El 2 de octubre de 1968, una matanza ordenada desde Los Pinos para acabar con el movimiento estudiantil, no solo no se olvida -así dice una consigna que prevalece en la actualidad-, sino que además creó las condiciones para el cambio de gobierno que hoy, a medio siglo de distancia, vive el país.
El movimiento del 68 tenía demandas muy específicas y limitadas: el despido del jefe de la policía, la libertad de los presos políticos, la derogación de un par de artículos del Código Penal -que castigaban discrecionalmente la disolución social-, la indemnización a las víctimas, el castigo a los responsables de la violencia contra los estudiantes, la desaparición del cuerpo de granaderos, un diálogo público. No era, ni siquiera, un movimiento que buscaba ampliar los cauces democráticos incluyendo a otros partidos.
Para un régimen democrático, el movimiento del 68 resultaría inofensivo. Pero para un sistema hermético y paranoico, presidido por un sicópata que veía fuerzas extranjeras en cualquier indicio de rebeldía, el movimiento era la punta de lanza de un complot internacional donde se agitaba una bomba para destruir su gobierno. En el complot estaba el Partido Comunista Mexicano, Cuba, China, la Unión Soviética, Heberto Castillo, los presos Valentín Campa y Demetrio Vallejo, algunos periodistas que defendían el movimiento y todos los líderes del Consejo Nacional de Huelga.

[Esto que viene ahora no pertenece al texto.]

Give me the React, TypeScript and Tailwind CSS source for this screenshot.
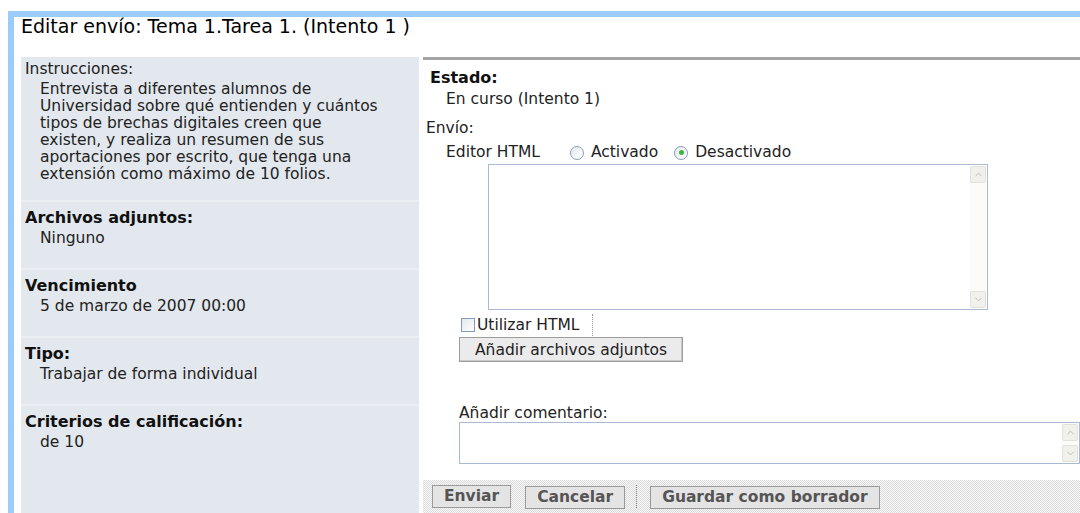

El resultado de eso no se olvida. Las llamadas fuerzas del orden, oficiales y clandestinas, cruzaron fuego en un lance de confusión, torpeza y vileza, y asesinaron a decenas -y tal vez centenas- de estudiantes desarmados. El ejército disparó contra el Batallón Olimpia, y en la refriega también murieron soldados.
Después llegaron las Olimpiadas, y el gobierno trató de enterrar el recuerdo de la masacre. Pero la ofensa se mantuvo viva. Y el país, muy lentamente, empezó a cambiar. Se creó un instituto electoral autónomo, y a la vuelta del siglo el PRI tuvo que salir del poder. Se creó un instituto de la transparencia, y la información oficial empezó a hacerse pública. Surgieron organizaciones sociales que quieren participar en las políticas públicas, y en las recientes elecciones ganó la izquierda, ese sector que fue marginado del Estado durante décadas. La votación y su victoria fueron apabullantes.
Y el triunfo de la izquierda, como para ponerle al presidente Díaz Ordaz un tapabocas en la oscuridad de su tumba, se dio sin violencia.